I have been fairly easy to entertain all my life.
These days, however, it isn’t so simple. Books still do a pretty good job of earning my thumbs-up, but movies aren’t faring as well. Television, while it has the potential to take the viewer far deeper than a movie can, isn’t doing as well as it should. Is this because quality has dropped, or just that I’m pickier than I used to be?
I’m sure there are plenty of reasons, but today I’m blaming it on age. As we get older, we’ve heard and seen more things, in real life and in fiction, that make it hard to find material that is both original and compelling.
Books do better because they allow so much more time to develop the characters rather than focusing so heavily on the plot. Even if we’ve seen the basic story before, the author has room to create characters that make us want to keep reading.
Movies, on the other hand, don’t have the luxury of nearly unlimited time and space to develop the characters. Films based on books suffer the most because they must cut important chunks from the story and/or the character development just to maintain a reasonable running time. That leaves them with little more than the story, hampering their ability to be original.
While Disturbia was entertaining, it failed to blow me away because it was essentially a re-hash of Rear Window. I can understand how viewers who haven’t seen the Hitchock classic could find Disturbia to be a refreshing piece of filmmaking. For me, unfortunately, a few suspenseful scenes aren’t enough to keep the whole thing from smacking of copy rather than homage.
Why does Hollywood get away with using the same ideas over and over? Sometimes it’s a case of the masses not being smart enough to realize they’ve seen a movie before, if under a different name. Another possibility, however, is that new generations of movie-goers haven’t seen the originals, or the re-makes that followed, so they can’t be blamed for enjoying something that’s new to them.
For me and my generation, there will never be another Pulp Fiction. Although it’s hard to imagine, there will be future generations who never see it, and so when a copy comes along they will be amazed. (I’m sure someone older than I can explain why Pulp Fiction wasn’t original, either. For some reason, Peckinpah’s The Wild Bunch comes to mind here.)
Guess this film: a young man returns to his hometown for a major event, has a career most of the townspeople only dream exists, joins back up with his old buddies and engages in shenanigans, meets a girl, and falls in love. Sound familiar? If you said, Beautiful Girls (1996), then you’re right. The judges also would have accepted Garden State (2004). Bonus points if you can name which one introduced us to the inventor of silent Velcro.
Although television has more time to flesh out personalities than do movies, it sometimes fails to cover for its re-hashing.
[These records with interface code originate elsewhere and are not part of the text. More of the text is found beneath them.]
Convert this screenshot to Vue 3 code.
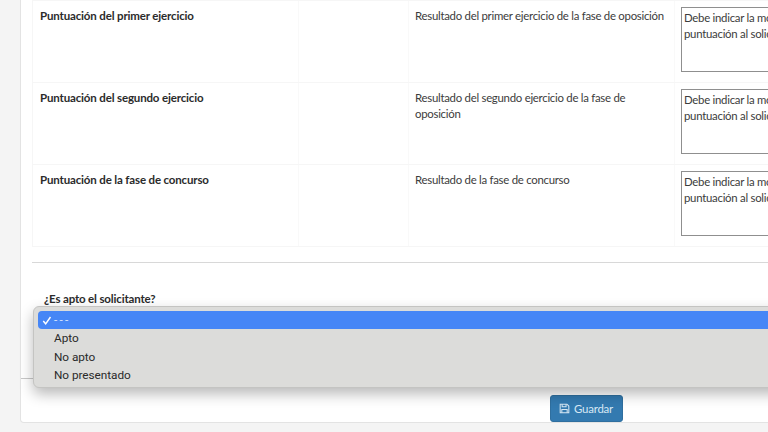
<script setup>
const rows = [
  { name: 'Puntuación del primer ejercicio', desc: 'Resultado del primer ejercicio de la fase de oposición' },
  { name: 'Puntuación del segundo ejercicio', desc: 'Resultado del segundo ejercicio de la fase de oposición' },
  { name: 'Puntuación de la fase de concurso', desc: 'Resultado de la fase de concurso' }
]
const note = 'Debe indicar la motivación de la\npuntuación al solicitante'
const options = ['Apto', 'No apto', 'No presentado']
</script>

<template>
  <div class="page">
    <main class="card">
      <section class="body">
        <div class="table">
          <div v-for="row in rows" :key="row.name" class="row">
            <div class="cell name">{{ row.name }}</div>
            <div class="cell"></div>
            <div class="cell desc">{{ row.desc }}</div>
            <div class="cell note">
              <textarea class="area" readonly :value="note"></textarea>
            </div>
          </div>
        </div>
        <hr class="rule" />
        <div class="field">
          <label class="label">¿Es apto el solicitante?</label>
          <div class="menu">
            <div class="option selected">
              <svg class="check" viewBox="0 0 12 12" aria-hidden="true">
                <path d="M1.5 6.6 4.4 10 10.2 1.8" />
              </svg>
              <span class="dash">---</span>
            </div>
            <div v-for="o in options" :key="o" class="option">{{ o }}</div>
          </div>
        </div>
      </section>
      <footer class="foot">
        <button class="save" type="button">
          <svg class="disk" viewBox="0 0 14 14" aria-hidden="true">
            <path d="M1.5 1.5h8.6l2.4 2.4v8.6h-11z" />
            <path d="M4 1.7v3.2h5V1.7" />
            <path d="M3.6 12.3V8.2h6.8v4.1" />
          </svg>
          <span>Guardar</span>
        </button>
      </footer>
    </main>
  </div>
</template>

<style>
html, body { margin: 0; overflow: hidden; }
</style>

<style scoped>
.page {
  width: 768px;
  height: 432px;
  overflow: hidden;
  background: #f4f4f4;
  padding-left: 20px;
  box-sizing: border-box;
  font-family: Lato, "Noto Sans", sans-serif;
  color: #333;
}
.card {
  width: 1132px;
  height: 423px;
  box-sizing: border-box;
  background: #fff;
  border: 1px solid #e3e3e3;
  border-top: 0;
  border-radius: 0 0 4px 4px;
  display: flex;
  flex-direction: column;
}
.body {
  height: 379px;
  padding: 0 11px;
  box-sizing: border-box;
}
.table {
  border: 1px solid #f6f6f6;
}
.row {
  display: grid;
  grid-template-columns: 266px 110px 266px 1fr;
  height: 81px;
  border-bottom: 1px solid #f6f6f6;
}
.row:last-child { border-bottom: 0; }
.cell {
  padding: 7px;
  border-right: 1px solid #f9f9f9;
  font-size: 11.4px;
  line-height: 16px;
  letter-spacing: -0.27px;
}
.name {
  font-size: 11.5px;
  font-weight: 700;
  letter-spacing: -0.15px;
  color: #2b2b2b;
}
.desc { padding-left: 6px; color: #3c3c3c; }
.note { padding: 6px; border-right: 0; }
.area {
  display: block;
  width: 300px;
  height: 65px;
  box-sizing: border-box;
  padding: 2px 2px;
  margin: 0;
  border: 1px solid #8f8f8f;
  border-radius: 0;
  outline: 0;
  resize: none;
  overflow: hidden;
  background: #fff;
  font: inherit;
  letter-spacing: inherit;
  color: #3c3c3c;
}
.rule {
  margin: 15px 0 0;
  border: 0;
  border-top: 1px solid #d8d8d8;
}
.field {
  position: relative;
  margin-top: 28px;
  padding-left: 12px;
}
.label {
  display: block;
  font-size: 11.5px;
  line-height: 16px;
  font-weight: 700;
  letter-spacing: -0.15px;
  color: #2b2b2b;
}
.menu {
  position: absolute;
  left: 1px;
  top: 15px;
  width: 1000px;
  height: 82px;
  box-sizing: border-box;
  padding: 4px;
  background: #dcdcda;
  border: 1px solid #c4c4c2;
  border-radius: 6px;
  box-shadow: 0 6px 14px rgba(0, 0, 0, 0.28);
  font-family: Roboto, "Liberation Sans", sans-serif;
  font-size: 11.8px;
  letter-spacing: -0.05px;
  color: #2a2a2a;
}
.option {
  height: 18.4px;
  line-height: 18.4px;
  padding-left: 16px;
  display: flex;
  align-items: center;
}
.selected {
  position: relative;
  background: #4686f6;
  color: #dbe7ff;
  border-radius: 4px;
}
.dash { letter-spacing: 2.2px; }
.check {
  position: absolute;
  left: 4px;
  top: 4px;
  width: 10px;
  height: 11px;
  fill: none;
  stroke: #fff;
  stroke-width: 1.7;
}
.foot {
  flex: 1;
  border-top: 1px solid #c8c8c8;
  padding-top: 16px;
  text-align: center;
}
.save {
  display: inline-flex;
  align-items: center;
  justify-content: center;
  gap: 4px;
  width: 73px;
  height: 27px;
  padding: 0;
  border: 1px solid #2f6f9f;
  border-radius: 3px;
  background: #337ab0;
  color: #d8e8f4;
  font: inherit;
  font-size: 11.4px;
  letter-spacing: -0.2px;
}
.disk {
  width: 11px;
  height: 11px;
  fill: none;
  stroke: #d8e8f4;
  stroke-width: 1.3;
}
</style>
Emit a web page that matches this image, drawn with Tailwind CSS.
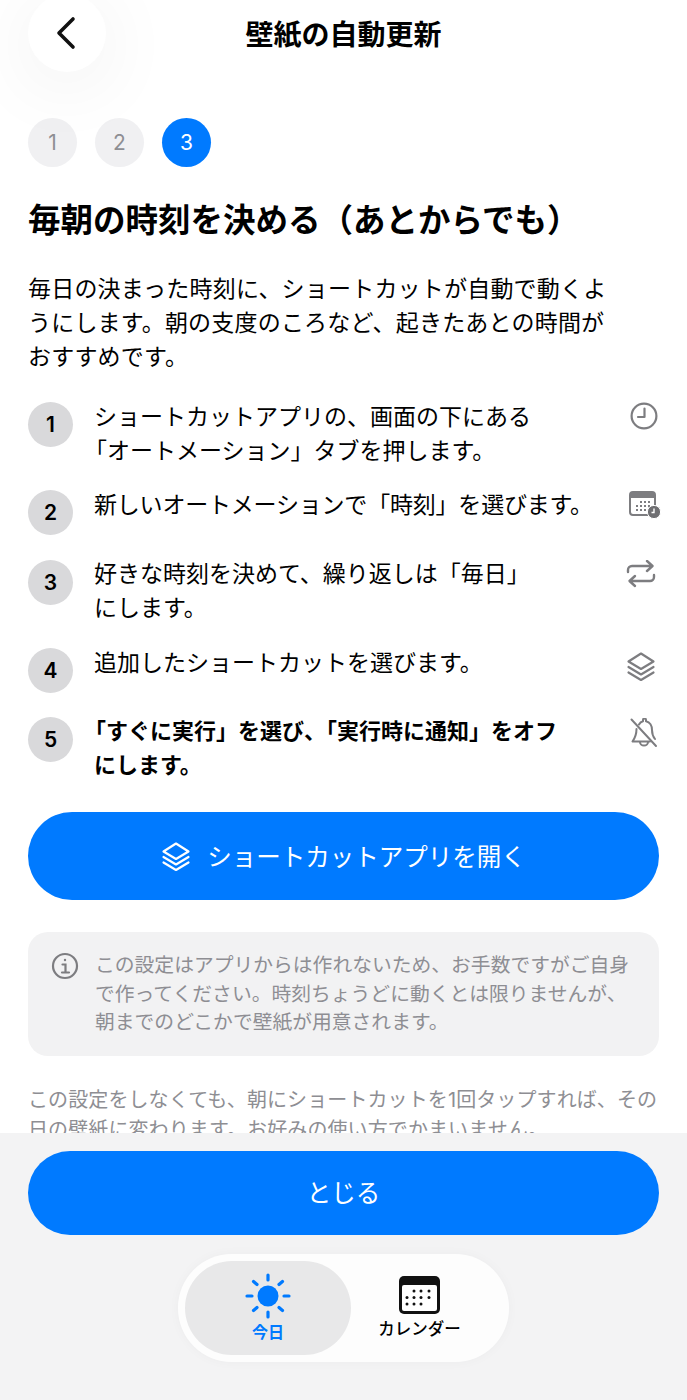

Even though I watched several seasons of “ER” (but only one or two beyond when Dr. Mark Green left the show), I sit down and watch “Grey’s Anatomy” with my wife, and I laugh at the funny parts and even find myself slightly touched at some of the more moving parts. On the other hand, the worn-out method of teaching the characters a lesson has grown tiresome. Numerous doctor shows before it have done this, and I wish it would stop. A young doctor has a fight with a sibling. Then a patient comes in and when it’s time to call the family, nobody wants to come. Young doctor thinks, “Oh, no, that could be me when I’m old if I don’t mend my ways,” and makes some clumsy effort to kiss and makeup. Please. This manipulative use of coincidences gets old, especially to those of us who have seen it many times before.
Sidenote relevant to Grey’s: Is anyone else repulsed by Hollywood’s tendency to glorify adultery?
Admittedly, part of my problem is that most of the time I prefer entertainment with strong dialog and thought-provoking themes to that with lots of explosions and cheesy romance. If it has a heart, too, then all the better. Still, I think that age and experience whittle down the number of things we find entertaining, because eventually we end up saying, “Sure, but I’ve seen this before.”